Input
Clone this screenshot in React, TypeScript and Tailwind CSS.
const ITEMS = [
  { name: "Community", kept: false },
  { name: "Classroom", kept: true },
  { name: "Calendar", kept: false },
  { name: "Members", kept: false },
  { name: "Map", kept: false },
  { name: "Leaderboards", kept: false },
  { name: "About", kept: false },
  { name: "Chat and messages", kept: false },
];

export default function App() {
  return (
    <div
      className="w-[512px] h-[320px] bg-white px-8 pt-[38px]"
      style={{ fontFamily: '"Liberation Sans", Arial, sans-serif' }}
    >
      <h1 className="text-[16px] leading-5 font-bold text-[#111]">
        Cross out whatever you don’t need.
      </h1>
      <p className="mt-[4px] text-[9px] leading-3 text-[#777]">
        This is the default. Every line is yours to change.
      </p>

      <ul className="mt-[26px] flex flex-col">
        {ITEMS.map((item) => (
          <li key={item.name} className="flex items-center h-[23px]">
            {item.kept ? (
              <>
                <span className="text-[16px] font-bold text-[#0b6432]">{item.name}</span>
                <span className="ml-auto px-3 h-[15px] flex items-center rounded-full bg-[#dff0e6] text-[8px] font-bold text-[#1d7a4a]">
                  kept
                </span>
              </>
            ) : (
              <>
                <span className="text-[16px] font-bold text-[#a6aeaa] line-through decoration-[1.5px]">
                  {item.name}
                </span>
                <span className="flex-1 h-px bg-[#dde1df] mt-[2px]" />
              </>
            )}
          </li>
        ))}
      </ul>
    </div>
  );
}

==

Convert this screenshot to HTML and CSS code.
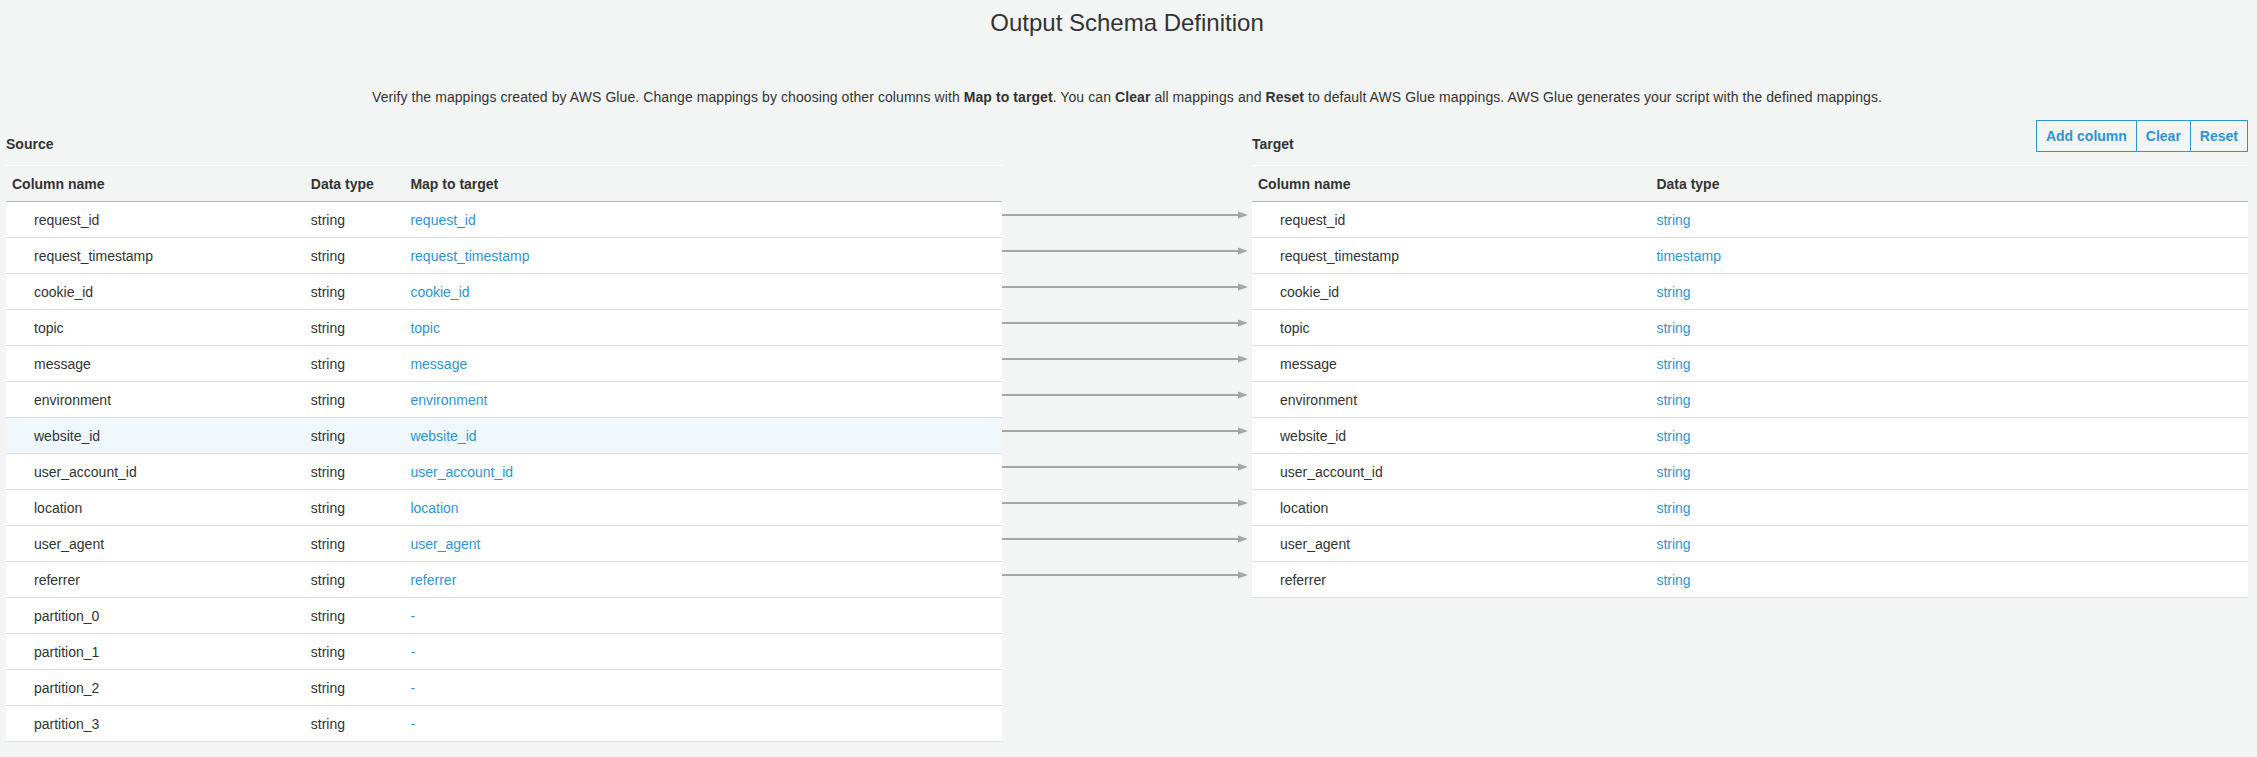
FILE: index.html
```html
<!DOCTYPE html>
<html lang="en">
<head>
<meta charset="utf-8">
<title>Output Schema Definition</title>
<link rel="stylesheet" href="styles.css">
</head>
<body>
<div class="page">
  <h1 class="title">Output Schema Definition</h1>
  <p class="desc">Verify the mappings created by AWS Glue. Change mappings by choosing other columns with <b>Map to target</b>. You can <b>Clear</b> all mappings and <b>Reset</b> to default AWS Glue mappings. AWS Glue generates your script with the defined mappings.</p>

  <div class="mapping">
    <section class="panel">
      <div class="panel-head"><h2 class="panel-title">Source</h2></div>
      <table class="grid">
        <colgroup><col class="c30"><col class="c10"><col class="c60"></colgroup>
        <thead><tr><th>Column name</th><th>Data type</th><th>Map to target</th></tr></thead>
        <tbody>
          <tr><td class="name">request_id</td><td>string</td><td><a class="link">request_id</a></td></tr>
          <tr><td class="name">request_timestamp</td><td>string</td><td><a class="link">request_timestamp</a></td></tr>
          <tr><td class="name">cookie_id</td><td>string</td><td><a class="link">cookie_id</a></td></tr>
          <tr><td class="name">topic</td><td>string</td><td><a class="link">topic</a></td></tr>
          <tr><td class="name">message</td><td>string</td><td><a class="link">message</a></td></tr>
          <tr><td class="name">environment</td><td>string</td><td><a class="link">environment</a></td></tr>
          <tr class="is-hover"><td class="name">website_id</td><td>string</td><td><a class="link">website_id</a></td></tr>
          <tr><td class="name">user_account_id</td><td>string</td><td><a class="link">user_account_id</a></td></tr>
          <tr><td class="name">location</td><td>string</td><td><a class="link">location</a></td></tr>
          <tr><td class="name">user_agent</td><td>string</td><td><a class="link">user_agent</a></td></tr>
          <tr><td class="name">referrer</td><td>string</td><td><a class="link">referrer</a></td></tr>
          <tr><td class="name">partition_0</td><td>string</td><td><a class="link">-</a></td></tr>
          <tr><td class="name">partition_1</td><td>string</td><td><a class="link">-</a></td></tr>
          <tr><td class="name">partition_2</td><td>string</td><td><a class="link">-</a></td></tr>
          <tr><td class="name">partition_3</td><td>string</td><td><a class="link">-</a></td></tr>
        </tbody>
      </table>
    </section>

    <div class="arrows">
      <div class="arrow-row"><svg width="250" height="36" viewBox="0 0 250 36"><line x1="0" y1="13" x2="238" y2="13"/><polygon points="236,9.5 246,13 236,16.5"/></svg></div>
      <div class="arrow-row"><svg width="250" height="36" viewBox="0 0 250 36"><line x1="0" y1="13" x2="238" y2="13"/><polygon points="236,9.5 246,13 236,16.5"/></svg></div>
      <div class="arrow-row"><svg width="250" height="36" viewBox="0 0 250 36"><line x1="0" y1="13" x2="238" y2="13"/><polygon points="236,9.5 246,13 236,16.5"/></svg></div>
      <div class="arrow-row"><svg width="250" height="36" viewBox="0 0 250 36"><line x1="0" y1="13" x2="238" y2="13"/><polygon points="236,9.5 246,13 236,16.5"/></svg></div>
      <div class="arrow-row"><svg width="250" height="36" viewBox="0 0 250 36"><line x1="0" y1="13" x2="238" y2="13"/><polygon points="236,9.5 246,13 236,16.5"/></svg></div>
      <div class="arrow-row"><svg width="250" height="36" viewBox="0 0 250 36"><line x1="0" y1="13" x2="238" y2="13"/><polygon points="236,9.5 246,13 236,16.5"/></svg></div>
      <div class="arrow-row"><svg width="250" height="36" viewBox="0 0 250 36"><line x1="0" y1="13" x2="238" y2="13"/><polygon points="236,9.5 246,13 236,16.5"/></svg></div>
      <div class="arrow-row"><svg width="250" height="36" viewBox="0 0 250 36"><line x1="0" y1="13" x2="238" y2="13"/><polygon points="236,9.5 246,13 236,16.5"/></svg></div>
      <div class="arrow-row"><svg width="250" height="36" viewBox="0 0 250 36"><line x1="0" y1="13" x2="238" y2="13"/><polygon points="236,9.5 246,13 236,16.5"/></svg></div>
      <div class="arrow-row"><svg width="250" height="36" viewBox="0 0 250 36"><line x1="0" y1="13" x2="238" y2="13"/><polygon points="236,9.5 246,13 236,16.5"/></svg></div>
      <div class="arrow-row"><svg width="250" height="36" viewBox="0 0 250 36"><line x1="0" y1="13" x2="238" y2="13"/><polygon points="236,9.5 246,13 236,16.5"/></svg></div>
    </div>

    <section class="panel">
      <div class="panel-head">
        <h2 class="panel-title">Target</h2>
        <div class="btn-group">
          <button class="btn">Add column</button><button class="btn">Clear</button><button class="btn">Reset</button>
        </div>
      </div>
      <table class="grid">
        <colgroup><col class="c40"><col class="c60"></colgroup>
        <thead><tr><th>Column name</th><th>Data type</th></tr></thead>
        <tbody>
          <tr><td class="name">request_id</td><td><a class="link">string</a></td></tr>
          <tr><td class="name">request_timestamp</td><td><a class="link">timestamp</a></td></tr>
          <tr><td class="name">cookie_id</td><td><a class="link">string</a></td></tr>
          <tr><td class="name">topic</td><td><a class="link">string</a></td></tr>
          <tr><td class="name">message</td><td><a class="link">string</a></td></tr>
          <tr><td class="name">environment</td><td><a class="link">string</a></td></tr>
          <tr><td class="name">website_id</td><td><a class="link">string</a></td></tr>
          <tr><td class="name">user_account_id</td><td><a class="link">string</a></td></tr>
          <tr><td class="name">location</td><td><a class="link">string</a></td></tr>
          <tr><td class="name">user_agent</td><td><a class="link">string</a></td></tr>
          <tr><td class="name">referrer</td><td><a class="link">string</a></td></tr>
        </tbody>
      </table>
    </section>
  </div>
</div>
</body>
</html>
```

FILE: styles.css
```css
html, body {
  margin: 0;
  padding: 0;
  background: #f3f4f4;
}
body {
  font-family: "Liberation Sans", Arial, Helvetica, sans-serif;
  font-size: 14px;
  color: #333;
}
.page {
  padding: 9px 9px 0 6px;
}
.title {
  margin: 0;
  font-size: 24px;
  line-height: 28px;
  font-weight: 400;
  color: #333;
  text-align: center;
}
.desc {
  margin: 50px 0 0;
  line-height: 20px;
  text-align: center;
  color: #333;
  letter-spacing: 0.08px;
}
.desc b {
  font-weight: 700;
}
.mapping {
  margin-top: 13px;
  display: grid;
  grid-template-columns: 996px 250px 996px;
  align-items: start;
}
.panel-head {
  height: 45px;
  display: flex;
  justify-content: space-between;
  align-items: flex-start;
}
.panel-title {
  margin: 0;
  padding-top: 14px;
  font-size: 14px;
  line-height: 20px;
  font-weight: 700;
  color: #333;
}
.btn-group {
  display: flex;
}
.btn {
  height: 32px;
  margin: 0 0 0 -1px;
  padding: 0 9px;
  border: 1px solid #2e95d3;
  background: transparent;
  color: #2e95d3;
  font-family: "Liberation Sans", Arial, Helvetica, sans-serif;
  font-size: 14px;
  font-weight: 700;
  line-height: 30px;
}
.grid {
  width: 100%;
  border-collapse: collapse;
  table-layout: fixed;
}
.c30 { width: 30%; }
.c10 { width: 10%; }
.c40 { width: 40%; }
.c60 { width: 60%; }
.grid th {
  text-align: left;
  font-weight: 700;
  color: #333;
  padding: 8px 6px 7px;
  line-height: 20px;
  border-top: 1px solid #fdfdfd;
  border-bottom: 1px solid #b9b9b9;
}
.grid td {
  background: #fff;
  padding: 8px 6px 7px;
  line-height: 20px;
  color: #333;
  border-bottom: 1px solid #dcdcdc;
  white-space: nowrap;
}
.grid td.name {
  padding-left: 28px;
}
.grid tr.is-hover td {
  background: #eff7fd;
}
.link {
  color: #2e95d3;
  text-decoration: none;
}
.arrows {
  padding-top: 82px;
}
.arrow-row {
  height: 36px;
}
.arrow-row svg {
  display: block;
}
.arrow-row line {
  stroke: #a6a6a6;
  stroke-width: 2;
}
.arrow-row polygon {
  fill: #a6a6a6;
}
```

Exercise aim
Return each line with "screenshot".

Solution to this exercise
Clone this screenshot in React, TypeScript and Tailwind CSS.
Convert this screenshot to HTML and CSS code.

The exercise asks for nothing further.